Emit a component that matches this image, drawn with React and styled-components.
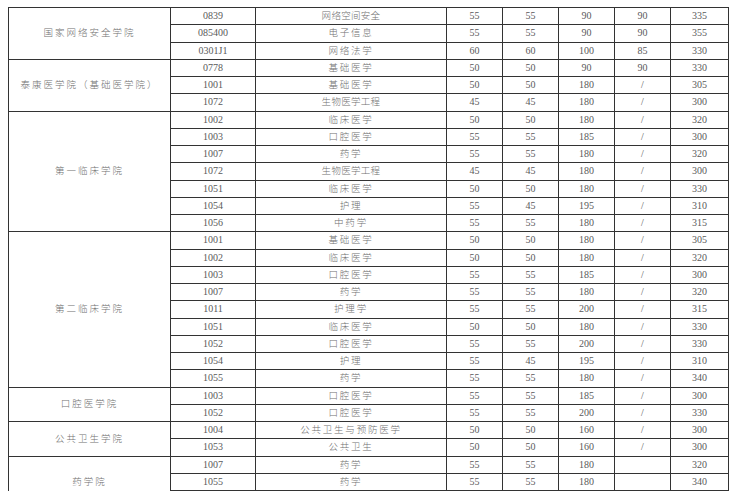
import styled, { createGlobalStyle } from "styled-components";

const GlobalStyle = createGlobalStyle`
  html, body {
    margin: 0;
    padding: 0;
    background: #ffffff;
  }
`;

const Page = styled.div`
  padding: 7px 0 0 8px;
`;

// the screenshot is cut off in the middle of the last group
const Clip = styled.div`
  width: 721px;
  height: 484px;
  overflow: hidden;
`;

const Table = styled.table`
  width: 720px;
  border-collapse: collapse;
  table-layout: fixed;
  font-family: "Liberation Serif", "Noto Sans CJK SC", serif;
  font-size: 10px;
  color: #5a5a5a;
`;

const Row = styled.tr`
  height: 17.25px;
`;

const Cell = styled.td`
  border: 1px solid #333333;
  padding: 0;
  text-align: center;
  vertical-align: middle;
  line-height: 12px;
  white-space: nowrap;
  overflow: hidden;
`;

const SchoolCell = styled(Cell)`
  font-size: 9.5px;
  font-weight: 300;
  color: #707070;
  letter-spacing: 2px;
`;

const NameCell = styled(Cell)`
  font-size: 9.5px;
  font-weight: 300;
  color: #707070;
  letter-spacing: ${(props) => (props.tight ? "0.3px" : "1.8px")};
`;

const groups = [
  {
    school: "国家网络安全学院",
    rows: [
      ["0839", "网络空间安全", "55", "55", "90", "90", "335"],
      ["085400", "电子信息", "55", "55", "90", "90", "355"],
      ["0301J1", "网络法学", "60", "60", "100", "85", "330"],
    ],
  },
  {
    school: "泰康医学院（基础医学院）",
    rows: [
      ["0778", "基础医学", "50", "50", "90", "90", "330"],
      ["1001", "基础医学", "50", "50", "180", "/", "305"],
      ["1072", "生物医学工程", "45", "45", "180", "/", "300"],
    ],
  },
  {
    school: "第一临床学院",
    rows: [
      ["1002", "临床医学", "50", "50", "180", "/", "320"],
      ["1003", "口腔医学", "55", "55", "185", "/", "300"],
      ["1007", "药学", "55", "55", "180", "/", "320"],
      ["1072", "生物医学工程", "45", "45", "180", "/", "300"],
      ["1051", "临床医学", "50", "50", "180", "/", "330"],
      ["1054", "护理", "55", "45", "195", "/", "310"],
      ["1056", "中药学", "55", "55", "180", "/", "315"],
    ],
  },
  {
    school: "第二临床学院",
    rows: [
      ["1001", "基础医学", "50", "50", "180", "/", "305"],
      ["1002", "临床医学", "50", "50", "180", "/", "320"],
      ["1003", "口腔医学", "55", "55", "185", "/", "300"],
      ["1007", "药学", "55", "55", "180", "/", "320"],
      ["1011", "护理学", "55", "55", "200", "/", "315"],
      ["1051", "临床医学", "50", "50", "180", "/", "330"],
      ["1052", "口腔医学", "55", "55", "200", "/", "330"],
      ["1054", "护理", "55", "45", "195", "/", "310"],
      ["1055", "药学", "55", "55", "180", "/", "340"],
    ],
  },
  {
    school: "口腔医学院",
    rows: [
      ["1003", "口腔医学", "55", "55", "185", "/", "300"],
      ["1052", "口腔医学", "55", "55", "200", "/", "330"],
    ],
  },
  {
    school: "公共卫生学院",
    rows: [
      ["1004", "公共卫生与预防医学", "50", "50", "160", "/", "300"],
      ["1053", "公共卫生", "50", "50", "160", "/", "300"],
    ],
  },
  {
    school: "药学院",
    rows: [
      ["1007", "药学", "55", "55", "180", "", "320"],
      ["1055", "药学", "55", "55", "180", "", "340"],
      ["", "", "", "", "", "", ""],
    ],
  },
];

const widths = [162, 85, 191, 56, 56, 56, 56, 58];

const App = () => {
  return (
    <Page>
      <GlobalStyle />
      <Clip>
        <Table>
          <colgroup>
            {widths.map((w, i) => (
              <col key={i} style={{ width: w }} />
            ))}
          </colgroup>
          <tbody>
            {groups.map((group) =>
              group.rows.map((row, i) => (
                <Row key={group.school + i}>
                  {i === 0 && (
                    <SchoolCell rowSpan={group.rows.length}>{group.school}</SchoolCell>
                  )}
                  <Cell>{row[0]}</Cell>
                  <NameCell tight={row[1].length === 6}>{row[1]}</NameCell>
                  <Cell>{row[2]}</Cell>
                  <Cell>{row[3]}</Cell>
                  <Cell>{row[4]}</Cell>
                  <Cell>{row[5]}</Cell>
                  <Cell>{row[6]}</Cell>
                </Row>
              ))
            )}
          </tbody>
        </Table>
      </Clip>
    </Page>
  );
};

export default App;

------------------------------------------------------------------------

- **Stated task**
Return the listing above word for word, with the pictures removed.

- **Correct result**
Emit a component that matches this image, drawn with React and styled-components.
import styled, { createGlobalStyle } from "styled-components";

const GlobalStyle = createGlobalStyle`
  html, body {
    margin: 0;
    padding: 0;
    background: #ffffff;
  }
`;

const Page = styled.div`
  padding: 7px 0 0 8px;
`;

// the screenshot is cut off in the middle of the last group
const Clip = styled.div`
  width: 721px;
  height: 484px;
  overflow: hidden;
`;

const Table = styled.table`
  width: 720px;
  border-collapse: collapse;
  table-layout: fixed;
  font-family: "Liberation Serif", "Noto Sans CJK SC", serif;
  font-size: 10px;
  color: #5a5a5a;
`;

const Row = styled.tr`
  height: 17.25px;
`;

const Cell = styled.td`
  border: 1px solid #333333;
  padding: 0;
  text-align: center;
  vertical-align: middle;
  line-height: 12px;
  white-space: nowrap;
  overflow: hidden;
`;

const SchoolCell = styled(Cell)`
  font-size: 9.5px;
  font-weight: 300;
  color: #707070;
  letter-spacing: 2px;
`;

const NameCell = styled(Cell)`
  font-size: 9.5px;
  font-weight: 300;
  color: #707070;
  letter-spacing: ${(props) => (props.tight ? "0.3px" : "1.8px")};
`;

const groups = [
  {
    school: "国家网络安全学院",
    rows: [
      ["0839", "网络空间安全", "55", "55", "90", "90", "335"],
      ["085400", "电子信息", "55", "55", "90", "90", "355"],
      ["0301J1", "网络法学", "60", "60", "100", "85", "330"],
    ],
  },
  {
    school: "泰康医学院（基础医学院）",
    rows: [
      ["0778", "基础医学", "50", "50", "90", "90", "330"],
      ["1001", "基础医学", "50", "50", "180", "/", "305"],
      ["1072", "生物医学工程", "45", "45", "180", "/", "300"],
    ],
  },
  {
    school: "第一临床学院",
    rows: [
      ["1002", "临床医学", "50", "50", "180", "/", "320"],
      ["1003", "口腔医学", "55", "55", "185", "/", "300"],
      ["1007", "药学", "55", "55", "180", "/", "320"],
      ["1072", "生物医学工程", "45", "45", "180", "/", "300"],
      ["1051", "临床医学", "50", "50", "180", "/", "330"],
      ["1054", "护理", "55", "45", "195", "/", "310"],
      ["1056", "中药学", "55", "55", "180", "/", "315"],
    ],
  },
  {
    school: "第二临床学院",
    rows: [
      ["1001", "基础医学", "50", "50", "180", "/", "305"],
      ["1002", "临床医学", "50", "50", "180", "/", "320"],
      ["1003", "口腔医学", "55", "55", "185", "/", "300"],
      ["1007", "药学", "55", "55", "180", "/", "320"],
      ["1011", "护理学", "55", "55", "200", "/", "315"],
      ["1051", "临床医学", "50", "50", "180", "/", "330"],
      ["1052", "口腔医学", "55", "55", "200", "/", "330"],
      ["1054", "护理", "55", "45", "195", "/", "310"],
      ["1055", "药学", "55", "55", "180", "/", "340"],
    ],
  },
  {
    school: "口腔医学院",
    rows: [
      ["1003", "口腔医学", "55", "55", "185", "/", "300"],
      ["1052", "口腔医学", "55", "55", "200", "/", "330"],
    ],
  },
  {
    school: "公共卫生学院",
    rows: [
      ["1004", "公共卫生与预防医学", "50", "50", "160", "/", "300"],
      ["1053", "公共卫生", "50", "50", "160", "/", "300"],
    ],
  },
  {
    school: "药学院",
    rows: [
      ["1007", "药学", "55", "55", "180", "", "320"],
      ["1055", "药学", "55", "55", "180", "", "340"],
      ["", "", "", "", "", "", ""],
    ],
  },
];

const widths = [162, 85, 191, 56, 56, 56, 56, 58];

const App = () => {
  return (
    <Page>
      <GlobalStyle />
      <Clip>
        <Table>
          <colgroup>
            {widths.map((w, i) => (
              <col key={i} style={{ width: w }} />
            ))}
          </colgroup>
          <tbody>
            {groups.map((group) =>
              group.rows.map((row, i) => (
                <Row key={group.school + i}>
                  {i === 0 && (
                    <SchoolCell rowSpan={group.rows.length}>{group.school}</SchoolCell>
                  )}
                  <Cell>{row[0]}</Cell>
                  <NameCell tight={row[1].length === 6}>{row[1]}</NameCell>
                  <Cell>{row[2]}</Cell>
                  <Cell>{row[3]}</Cell>
                  <Cell>{row[4]}</Cell>
                  <Cell>{row[5]}</Cell>
                  <Cell>{row[6]}</Cell>
                </Row>
              ))
            )}
          </tbody>
        </Table>
      </Clip>
    </Page>
  );
};

export default App;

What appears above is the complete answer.